I sit in an over lit café on a dark fall night surrounded by the sounds of a Juke box that has not been updated since 1988.

It’s a Time Machine that dances with my veggie burger and fries like old lovers long forgotten.

It’s moments like these when I question everything and nothing equally.

It’s moments like these when I am paralyzed in the perfection of now.

It’s moments like these when the silence is louder than love.



Trust in the ghetto

Bob Marley knew growing up in Trench Town (the ghetto) that on the street BMW stood for Break My Windows. So, when he was successful enough he said No, I think BMW stands for Bob Marley and The Wailers and he bought one. He never locked it. Everyone knew it was his car. His windows were never broken.
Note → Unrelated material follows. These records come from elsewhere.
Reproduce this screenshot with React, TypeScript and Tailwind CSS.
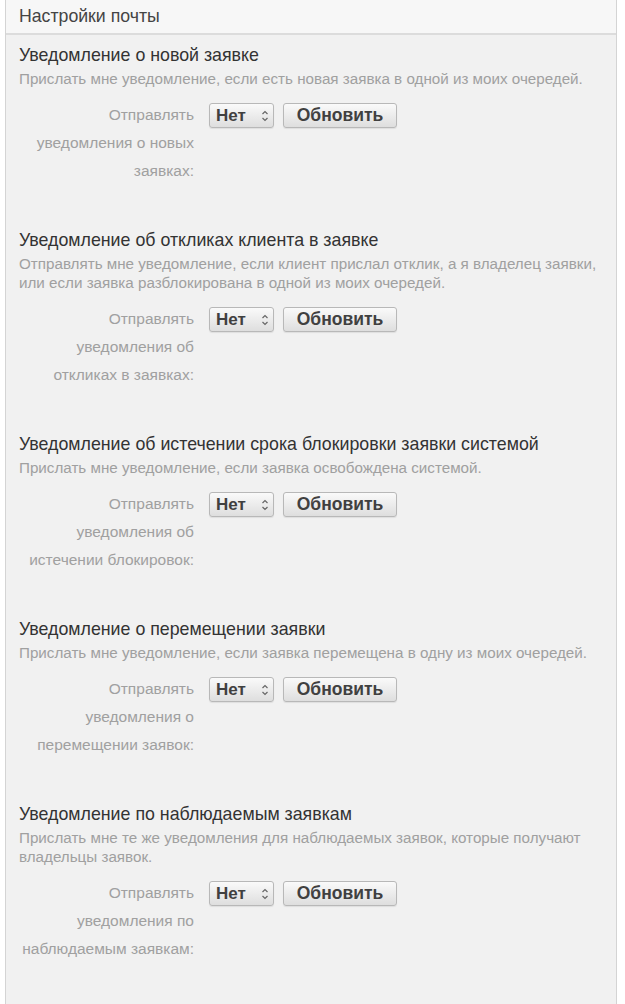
import React from 'react';

interface Section {
  title: string;
  desc: string[];
  label: string[];
}

const sections: Section[] = [
  {
    title: 'Уведомление о новой заявке',
    desc: ['Прислать мне уведомление, если есть новая заявка в одной из моих очередей.'],
    label: ['Отправлять', 'уведомления о новых', 'заявках:'],
  },
  {
    title: 'Уведомление об откликах клиента в заявке',
    desc: [
      'Отправлять мне уведомление, если клиент прислал отклик, а я владелец заявки,',
      'или если заявка разблокирована в одной из моих очередей.',
    ],
    label: ['Отправлять', 'уведомления об', 'откликах в заявках:'],
  },
  {
    title: 'Уведомление об истечении срока блокировки заявки системой',
    desc: ['Прислать мне уведомление, если заявка освобождена системой.'],
    label: ['Отправлять', 'уведомления об', 'истечении блокировок:'],
  },
  {
    title: 'Уведомление о перемещении заявки',
    desc: ['Прислать мне уведомление, если заявка перемещена в одну из моих очередей.'],
    label: ['Отправлять', 'уведомления о', 'перемещении заявок:'],
  },
  {
    title: 'Уведомление по наблюдаемым заявкам',
    desc: [
      'Прислать мне те же уведомления для наблюдаемых заявок, которые получают',
      'владельцы заявок.',
    ],
    label: ['Отправлять', 'уведомления по', 'наблюдаемым заявкам:'],
  },
];

function SelectBox() {
  return (
    <div className="flex h-[25px] w-[65px] items-center justify-between rounded-[3px] border border-[#b8b8b8] bg-gradient-to-b from-[#fafafa] to-[#dedede] pl-[6px] pr-[4px] shadow-[0_1px_1px_rgba(0,0,0,0.08)]">
      <span className="text-[17px] font-bold leading-none text-[#404040]">Нет</span>
      <svg width="8" height="14" viewBox="0 0 8 14" className="text-[#666]">
        <path d="M1.5 5 L4 2.5 L6.5 5" fill="none" stroke="currentColor" strokeWidth="1.2" />
        <path d="M1.5 9 L4 11.5 L6.5 9" fill="none" stroke="currentColor" strokeWidth="1.2" />
      </svg>
    </div>
  );
}

function UpdateButton() {
  return (
    <button className="flex h-[25px] w-[114px] items-center justify-center rounded-[3px] border border-[#b8b8b8] bg-gradient-to-b from-[#fafafa] to-[#dedede] text-[17.5px] font-bold leading-none text-[#404040] shadow-[0_1px_1px_rgba(0,0,0,0.08)]">
      Обновить
    </button>
  );
}

export default function App() {
  return (
    <div className="min-h-[1004px] bg-white font-['Liberation_Sans',Arial,sans-serif]">
      <div className="ml-[5px] min-h-[1004px] w-[612px] border-x border-[#d4d4d4] bg-[#f1f1f1]">
        <div className="flex h-[35px] items-center border-b-2 border-[#dcdcdc] bg-[#f7f7f7] pl-[13px] text-[17.7px] text-[#444]">
          Настройки почты
        </div>
        <div className="pl-[13px] pt-[8px]">
          {sections.map((s) => (
            <div key={s.title} className="mb-[43px]">
              <div className="text-[17.8px] leading-[24px] text-[#333]">{s.title}</div>
              <div className="mt-[2px] text-[15.2px] leading-[19px] text-[#a0a0a0]">
                {s.desc.map((d) => (
                  <div key={d}>{d}</div>
                ))}
              </div>
              <div className="mt-[13px] flex items-start">
                <div className="w-[175px] text-right text-[15.5px] leading-[28px] text-[#a0a0a0]">
                  {s.label.map((l) => (
                    <div key={l}>{l}</div>
                  ))}
                </div>
                <div className="ml-[15px] mt-[2px] flex gap-[9px]">
                  <SelectBox />
                  <UpdateButton />
                </div>
              </div>
            </div>
          ))}
        </div>
      </div>
    </div>
  );
}
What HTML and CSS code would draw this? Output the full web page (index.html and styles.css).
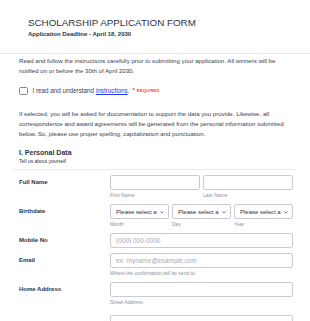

I was walking to the store. I walked past two homeless guys sharing a J. One yelled to me, “Great album!” I looked down at my shirt because I forgot what I was wearing and then I said back, “The world is full of kings and queens
Who blind your eyes and steal your dreams
It’s heaven and hell.”
He flashed me that METAL hand gesture.
When I got to the store, there was an unfortunately long line. The man at the counter eventually yelled, “Black Sabbath is next.” While he rang me up, he talked about his sadness regarding the passing of Chris Cornell and how his favorite song was Black Hole Sun. I talked a little about Temple of the Dog, which he had never heard of. When I walked home, I felt good. I like to talk to my people. I didn’t feel alone. I felt like a part of the community. I hope they did too.


Airport Rhythm

The Miami airport has its own rhythm. Maybe I should say “unique,” since every airport has a rhythm. More often than not, it’s an unpleasant rhythm. LAX is at the top of the unpleasant rhythm list. It’s surprising in its awfulness, especially since Los Angeles has a decent musical history.

But Miami has a fresh rhythm… definitely a conga backbeat with a laid back rhythm that is easy to ride. It’s shy on low end, which is a little surprising, like a bra that sets off metal detectors. It might be a South American thing. Lots of high end, not enough bass.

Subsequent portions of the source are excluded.